If you don’t yet have any emergency savings, make a ‘starter’ emergency fund your #1 goal! Open up yet another savings account and nickname it ‘Emergency Fund.’ Contribute money to it until you reach at least $1,000 and perhaps up to two months of expenses. When you are just getting started with savings, this Emergency Fund can double as your in-case-my-paycheck-is-late fund, but as you create more financial wherewithal, they should add on top of each other.
After that, your goal might be to increase your emergency fund to 3-6 months of expenses, pay off debt, or invest for retirement or other goals.
You can still accomplish these goals with infrequent fellowship income. As you catalog your expenses, write in a savings goal to your budget as well. You can put money from your paycheck toward this goal shortly after you receive it if you’re confident you won’t overspend the money you keep in cash. Alternatively, you can put the money toward your goal near the end of your budgeting period once you’re sure you won’t run out of funds! A combination of the two might be even better: contribute a minimum amount first and set aside another amount as a stretch goal that you can contribute once you near the end of the budgeting period.

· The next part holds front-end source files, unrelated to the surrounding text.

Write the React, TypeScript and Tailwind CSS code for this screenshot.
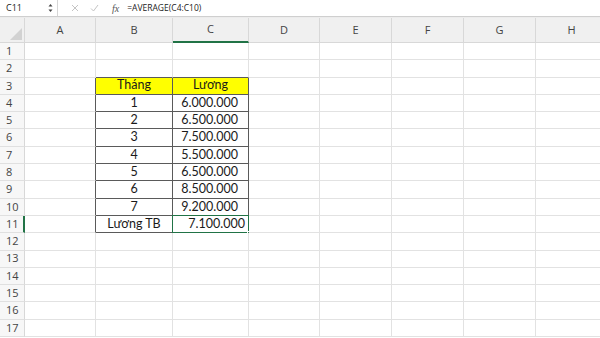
import React from "react";

const cols = ["A", "B", "C", "D", "E", "F", "G", "H"];

type Row = { b?: string; c?: string; yellow?: boolean; cAlign?: "center" | "right" };
const data: Record<number, Row> = {
  3: { b: "Tháng", c: "Lương", yellow: true },
  4: { b: "1", c: "6.000.000" },
  5: { b: "2", c: "6.500.000" },
  6: { b: "3", c: "7.500.000" },
  7: { b: "4", c: "5.500.000" },
  8: { b: "5", c: "6.500.000" },
  9: { b: "6", c: "8.500.000" },
  10: { b: "7", c: "9.200.000" },
  11: { b: "Lương TB", c: "7.100.000", cAlign: "right" },
};

const inTable = (r: number) => r >= 3 && r <= 11;

function Cell({ r, col }: { r: number; col: number }) {
  // col: 0=A ... 7=H
  const d = data[r];
  const isB = col === 1;
  const isC = col === 2;
  const tableCell = inTable(r) && (isB || isC);
  const rightDark = inTable(r) && (col === 0 || col === 1 || col === 2);
  const bottomDark = (r === 2 || inTable(r)) && (isB || isC);
  const bg = tableCell && d?.yellow ? "bg-[#ffff00]" : "bg-white";
  const rc = rightDark ? "border-r-[#5a5a5a]" : "border-r-[#e2e2e2]";
  const bc = bottomDark ? "border-b-[#5a5a5a]" : "border-b-[#e2e2e2]";
  let text: string | undefined;
  let align = "justify-center";
  if (tableCell) {
    text = isB ? d?.b : d?.c;
    if (isC) align = d?.cAlign === "right" ? "justify-end pr-[3px]" : "justify-end pr-[10px]";
    if (isC && d?.yellow) align = "justify-center";
  }
  const selected = r === 11 && isC;
  return (
    <div className={`relative flex items-center ${align} border-r border-b ${rc} ${bc} ${bg} text-[12.5px] text-[#1a1a1a] leading-none`}>
      {text}
      {selected && (
        <>
          <div className="absolute -left-[1px] -top-[1px] right-[-1px] bottom-[-1px] border-[1.5px] border-[#217346] pointer-events-none" />
          <div className="absolute right-[-3px] bottom-[-3px] w-[4px] h-[4px] bg-[#217346] border border-white" />
        </>
      )}
    </div>
  );
}

export default function App() {
  const rows = Array.from({ length: 17 }, (_, i) => i + 1);
  return (
    <div className="w-[600px] h-[338px] overflow-hidden bg-white" style={{ fontFamily: "Lato, 'Open Sans', sans-serif" }}>
      {/* Formula bar */}
      <div className="h-[16px] flex items-center bg-white text-[9px] text-[#222]" style={{ fontFamily: "'Open Sans', 'Liberation Sans', sans-serif" }}>
        <div className="w-[58px] h-full flex items-center justify-between pl-[6px] pr-[4px] border-r border-[#d6d6d6]">
          <span>C11</span>
          <svg width="5" height="10" viewBox="0 0 5 10">
            <path d="M0.5 3.5 L2.5 1 L4.5 3.5 Z" fill="#444" />
            <path d="M0.5 6.5 L2.5 9 L4.5 6.5 Z" fill="#444" />
          </svg>
        </div>
        <div className="w-[12px]" />
        <svg width="8" height="8" viewBox="0 0 8 8" className="ml-[1px]">
          <path d="M1 1 L7 7 M7 1 L1 7" stroke="#c4c4c4" strokeWidth="1" />
        </svg>
        <svg width="9" height="8" viewBox="0 0 9 8" className="ml-[11px]">
          <path d="M1 4.5 L3.5 7 L8 1" stroke="#c4c4c4" strokeWidth="1" fill="none" />
        </svg>
        <span className="ml-[13px] italic text-[#555] text-[10px]" style={{ fontFamily: "'Liberation Serif', serif" }}>fx</span>
        <span className="ml-[8px] text-[8.5px]">=AVERAGE(C4:C10)</span>
      </div>
      <div className="h-[1px] bg-[#cfcfcf]" />
      <div className="h-[1px] bg-[#ececec]" />
      {/* Grid */}
      <div className="grid grid-cols-[25px_71px_77px_76px_71px_72px_72px_72px_72px] grid-rows-[25px_repeat(17,17.3px)]">
        {/* corner */}
        <div className="relative bg-[#f0f0f0] border-r border-b border-[#d8d8d8]">
          <svg className="absolute right-[2px] bottom-[2px]" width="12" height="12" viewBox="0 0 12 12">
            <path d="M12 0 L12 12 L0 12 Z" fill="#d2d2d2" />
          </svg>
        </div>
        {cols.map((c) => (
          <div
            key={c}
            className={`flex items-center justify-center bg-[#f0f0f0] border-r border-[#d8d8d8] text-[11px] text-[#444] ${c === "C" ? "border-b-2 border-b-[#217346] text-[#1e6b40] bg-[#e6e6e6]" : "border-b"}`}
            style={{ fontFamily: "'Open Sans', sans-serif" }}
          >
            {c}
          </div>
        ))}
        {rows.map((r) => (
          <React.Fragment key={r}>
            <div
              className={`flex items-center pl-[6px] bg-[#f7f7f7] border-b border-[#e0e0e0] text-[11px] text-[#444] ${r === 11 ? "border-r-2 border-r-[#217346] text-[#1e6b40] bg-[#e9e9e9]" : "border-r border-r-[#d8d8d8]"}`}
              style={{ fontFamily: "'Open Sans', sans-serif" }}
            >
              {r}
            </div>
            {cols.map((_, ci) => (
              <Cell key={ci} r={r} col={ci} />
            ))}
          </React.Fragment>
        ))}
      </div>
    </div>
  );
}
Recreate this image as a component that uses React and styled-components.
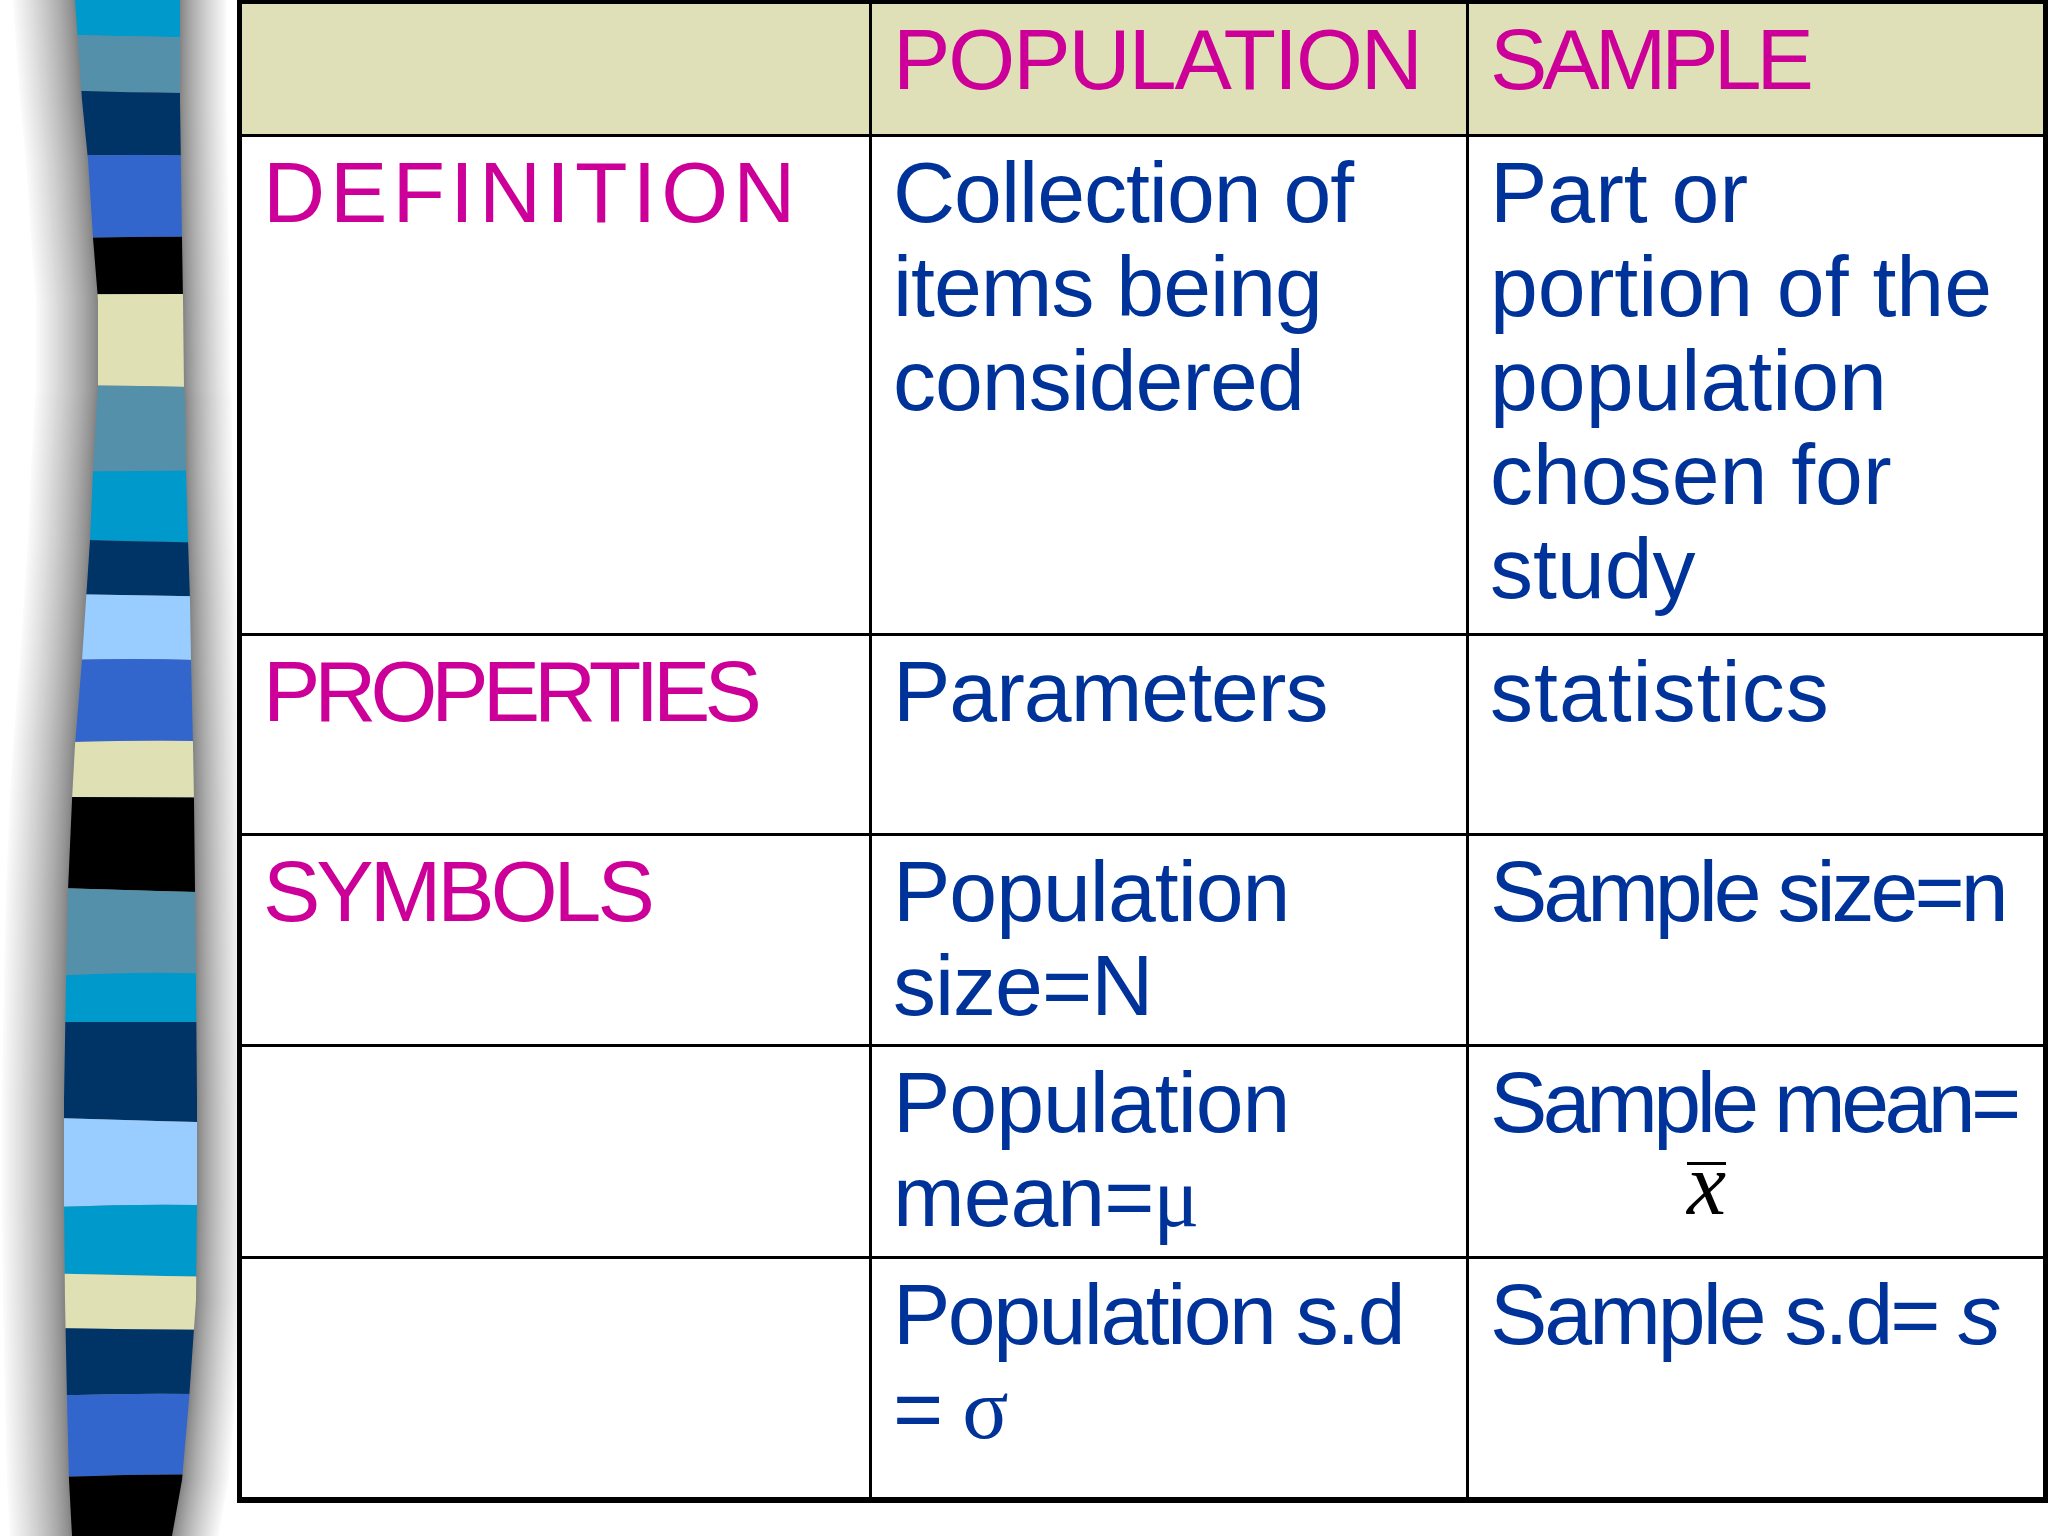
import React from "react";
import styled, { createGlobalStyle } from "styled-components";

const GlobalStyle = createGlobalStyle`
  html, body {
    margin: 0;
    padding: 0;
    background: #fff;
  }
  body {
    font-family: "Liberation Sans", Arial, sans-serif;
  }
`;

const Slide = styled.div`
  display: flex;
  width: 2048px;
  height: 1536px;
  overflow: hidden;
  background: #fff;
`;

const Ribbon = styled.svg`
  flex: none;
  display: block;
  width: 237px;
  height: 1536px;
`;

const Grid = styled.div`
  flex: 1;
  align-self: flex-start;
  display: grid;
  grid-template-columns: 627px 594px 1fr;
  grid-template-rows: 130px 496px 197px 208px 209px 238px;
  gap: 3px;
  background: #000;
  border: 5px solid #000;
  border-top-width: 4px;
  border-bottom-width: 6px;
`;

const Cell = styled.div`
  background: ${(p) => (p.$head ? "#e0e0b8" : "#fff")};
  padding: 8px 0 0 21px;
  font-size: 86px;
  line-height: 94px;
  color: ${(p) => (p.$label ? "#cc0099" : "#003399")};
  letter-spacing: ${(p) => p.$spacing || "-1px"};
  white-space: nowrap;
  overflow: hidden;
`;

const Line = styled.div``;

const Greek = styled.span`
  font-family: "Liberation Serif", "Times New Roman", serif;
  font-style: normal;
  letter-spacing: 0;
`;

const Slanted = styled.span`
  font-style: italic;
`;

const BarRow = styled.div`
  display: flex;
  padding-left: 197px;
  margin-top: 13px;
`;

const XBar = styled.span`
  border-top: 3px solid #000;
  color: #000;
  font-family: "Liberation Serif", "Times New Roman", serif;
  font-style: italic;
  font-size: 88px;
  line-height: 40px;
  letter-spacing: 0;
`;

// left decorative ribbon
const edgeLeft = [
  [75, 0], [82, 100], [88, 160], [93, 238], [98, 300], [98, 390], [97, 400],
  [93, 470], [90, 540], [86, 600], [82, 660], [75, 745], [72, 800], [68, 890],
  [66, 980], [64, 1100], [64, 1200], [65, 1300], [67, 1400], [69, 1480], [72, 1536],
];
const edgeRight = [
  [180, 0], [180, 100], [182, 238], [183, 300], [184, 390], [185, 400],
  [186, 470], [188, 540], [190, 600], [191, 660], [193, 745], [194, 800],
  [195, 890], [196, 980], [197, 1100], [197, 1200], [196, 1300], [189, 1400],
  [182, 1480], [172, 1536],
];

const stripeColors = {
  cyan: "#0099cc",
  steel: "#5590ab",
  navy: "#003366",
  royal: "#3366cc",
  black: "#000000",
  beige: "#e0e0b5",
  light: "#99ccff",
};

// [left y, mid y, right y] for each boundary
const bounds = [
  [0, 0, 0], [33, 36, 38], [88, 92, 93], [158, 155, 157], [240, 237, 237],
  [295, 294, 294], [385, 386, 388], [472, 471, 470], [537, 541, 543],
  [593, 595, 597], [663, 659, 662], [745, 741, 742], [797, 797, 798],
  [886, 890, 893], [980, 973, 975], [1022, 1022, 1022], [1116, 1120, 1123],
  [1210, 1205, 1206], [1272, 1275, 1277], [1327, 1329, 1330],
  [1398, 1394, 1395], [1480, 1475, 1475], [1536, 1536, 1536],
];
const order = [
  "cyan", "steel", "navy", "royal", "black", "beige", "steel", "cyan", "navy",
  "light", "royal", "beige", "black", "steel", "cyan", "navy", "light", "cyan",
  "beige", "navy", "royal", "black",
];

const pathFor = (d) =>
  "M" +
  edgeLeft.map(([x, y]) => `${x - d},${y}`).join(" L") +
  " L" +
  [...edgeRight].reverse().map(([x, y]) => `${x + d * 0.75},${y}`).join(" L") +
  " Z";

const outline = pathFor(0);

// smooth shadow: many nested outlines, darker towards the band
const SHADOW_STEPS = 48;
const shadowSteps = Array.from({ length: SHADOW_STEPS }, (_, k) => {
  const t = 1 - k / SHADOW_STEPS;
  const d = 62 * t;
  const v = Math.round(126 + (250 - 126) * Math.pow(t, 0.75));
  return [d, `rgb(${v},${v},${v})`];
});

function RibbonArt() {
  return (
    <Ribbon viewBox="0 0 237 1536">
      <defs>
        <clipPath id="band">
          <path d={outline} />
        </clipPath>
      </defs>
      {shadowSteps.map(([d, c]) => (
        <path key={d} d={pathFor(d)} fill={c} />
      ))}
      <g clipPath="url(#band)">
        {order.map((c, i) => {
          const a = bounds[i];
          const b = bounds[i + 1];
          const d = `M0,${a[0]} Q130,${2 * a[1] - (a[0] + a[2]) / 2} 237,${a[2]} L237,${b[2]} Q130,${2 * b[1] - (b[0] + b[2]) / 2} 0,${b[0]} Z`;
          return <path key={i} d={d} fill={stripeColors[c]} />;
        })}
      </g>
    </Ribbon>
  );
}

const rows = [
  {
    label: "DEFINITION",
    labelSpacing: "5px",
    pop: [["Collection of"], ["items being"], ["considered"]],
    sample: [["Part or"], ["portion of the"], ["population"], ["chosen for"], ["study"]],
    sampleSpacing: "0px",
  },
  {
    label: "PROPERTIES",
    labelSpacing: "-6px",
    pop: [["Parameters"]],
    sample: [["statistics"]],
    sampleSpacing: "1px",
  },
  {
    label: "SYMBOLS",
    labelSpacing: "-4px",
    pop: [["Population"], ["size=N"]],
    sample: [["Sample size=n"]],
    sampleSpacing: "-4px",
  },
  {
    label: "",
    pop: [["Population"], ["mean=", <Greek key="mu">μ</Greek>]],
    sample: [["Sample mean="]],
    sampleSpacing: "-4.5px",
    bar: true,
  },
  {
    label: "",
    pop: [["Population s.d"], ["= ", <Greek key="sigma">σ</Greek>]],
    popSpacing: "-2.5px",
    sample: [["Sample s.d= ", <Slanted key="s">s</Slanted>]],
    sampleSpacing: "-3px",
  },
];

function Lines({ items }) {
  return items.map((parts, i) => <Line key={i}>{parts}</Line>);
}

export default function App() {
  return (
    <>
      <GlobalStyle />
      <Slide>
        <RibbonArt />
        <Grid>
          <Cell $head />
          <Cell $head $label $spacing="-2px">POPULATION</Cell>
          <Cell $head $label $spacing="-5px">SAMPLE</Cell>
          {rows.map((r, i) => (
            <React.Fragment key={i}>
              <Cell $label $spacing={r.labelSpacing}>{r.label}</Cell>
              <Cell $spacing={r.popSpacing}>
                <Lines items={r.pop} />
              </Cell>
              <Cell $spacing={r.sampleSpacing}>
                <Lines items={r.sample} />
                {r.bar && (
                  <BarRow>
                    <XBar>x</XBar>
                  </BarRow>
                )}
              </Cell>
            </React.Fragment>
          ))}
        </Grid>
      </Slide>
    </>
  );
}
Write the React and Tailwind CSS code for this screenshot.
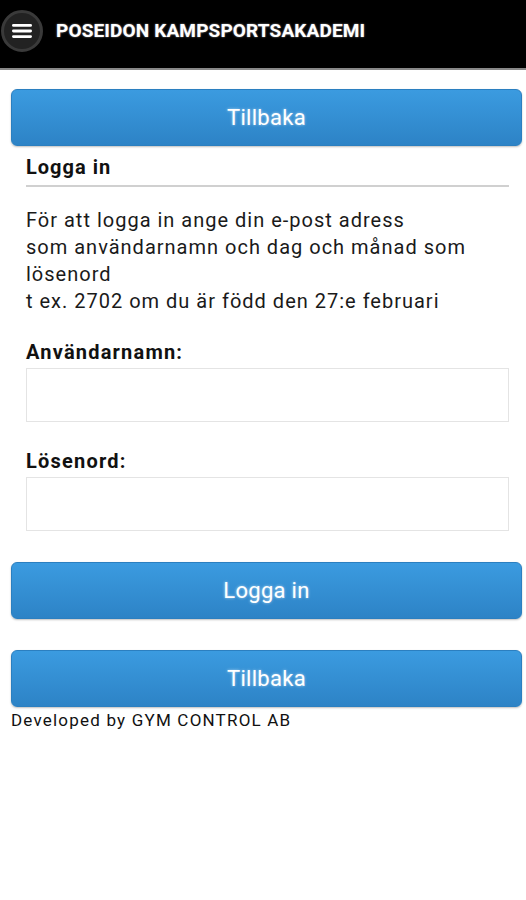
import { useState } from "react";

function BlueButton({ children }) {
  return (
    <button
      type="button"
      className="flex h-[57px] w-full items-center justify-center rounded-[6px] border border-[#2b7fc0] bg-gradient-to-b from-[#3b9be0] to-[#2d83c6] text-[22px] tracking-[0.3px] text-white shadow-[0_1px_2px_rgba(0,0,0,0.25)] [text-shadow:0_0_3px_rgba(255,255,255,0.6)]"
    >
      {children}
    </button>
  );
}

function Field({ label, type, value, onChange }) {
  return (
    <div className="flex flex-col">
      <label className="text-[20px] font-bold leading-[24px] tracking-[1.2px] text-[#111]">{label}</label>
      <input
        type={type}
        value={value}
        onChange={(e) => onChange(e.target.value)}
        className="mt-[4px] h-[54px] w-full border border-[#e4e4e4] bg-white px-2 text-[18px] outline-none"
      />
    </div>
  );
}

export default function App() {
  const [user, setUser] = useState("");
  const [pass, setPass] = useState("");

  return (
    <div className="min-h-[900px] bg-white font-['Roboto',sans-serif] text-[#111]">
      <header className="flex h-[70px] items-start border-b-2 border-[#888] bg-black">
        <div className="ml-[1px] mt-[10px] flex h-[42px] w-[42px] items-center justify-center rounded-full border-[3px] border-[#3a3a3a] bg-[#222]">
          <svg width="20" height="14" viewBox="0 0 20 14" fill="none">
            <rect x="0" y="0" width="20" height="2.8" rx="1.4" fill="#fff" />
            <rect x="0" y="5.6" width="20" height="2.8" rx="1.4" fill="#fff" />
            <rect x="0" y="11.2" width="20" height="2.8" rx="1.4" fill="#fff" />
          </svg>
        </div>
        <h1 className="ml-[13px] mt-[20px] text-[19px] font-bold leading-[22px] tracking-[0.15px] text-white [text-shadow:0_0_2px_rgba(255,255,255,0.6)]">
          POSEIDON KAMPSPORTSAKADEMI
        </h1>
      </header>

      <div className="pl-[11px] pr-[4px] pt-[19px]">
        <BlueButton>Tillbaka</BlueButton>

        <div className="pl-[15px] pr-[13px]">
          <h2 className="mt-[9px] border-b-2 border-[#d0d0d0] pb-[6px] text-[20px] font-bold leading-[24px] tracking-[1px]">
            Logga in
          </h2>
          <p className="mt-[20px] text-[20px] leading-[27px] tracking-[1px] text-[#1a1a1a]">
            För att logga in ange din e-post adress
            <br />
            som användarnamn och dag och månad som lösenord
            <br />
            t ex. 2702 om du är född den 27:e februari
          </p>

          <div className="mt-[25px] flex flex-col gap-[27px]">
            <Field label="Användarnamn:" type="text" value={user} onChange={setUser} />
            <Field label="Lösenord:" type="password" value={pass} onChange={setPass} />
          </div>
        </div>

        <div className="mt-[31px] flex flex-col gap-[31px]">
          <BlueButton>Logga in</BlueButton>
          <BlueButton>Tillbaka</BlueButton>
        </div>
        <p className="mt-[2px] text-[17px] leading-[22px] tracking-[1.2px] text-[#111]">Developed by GYM CONTROL AB</p>
      </div>
    </div>
  );
}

Switching Off of Fellowship Income
Just as you looked into the dates of your expected paychecks when you switched onto infrequent fellowship income, you need to ask about the frequency and pay dates of the assistantship or other type of income that you are switching onto when your fellowship ends.
Again, you can expect to be paid at the end of or after the pay period rather than at the beginning. That means you will have to pay for your living expenses for an extra couple of weeks or a month off of your fellowship income before your assistantship income arrives.
For example, if your fellowship was for an academic year and summer, September through August, and you switched onto assistantship pay at the start of the following September, it would be typical for your first assistantship paycheck to come at the end of September or beginning of October. That’s 13 months of living expenses that your fellowship needs to fund, not 12.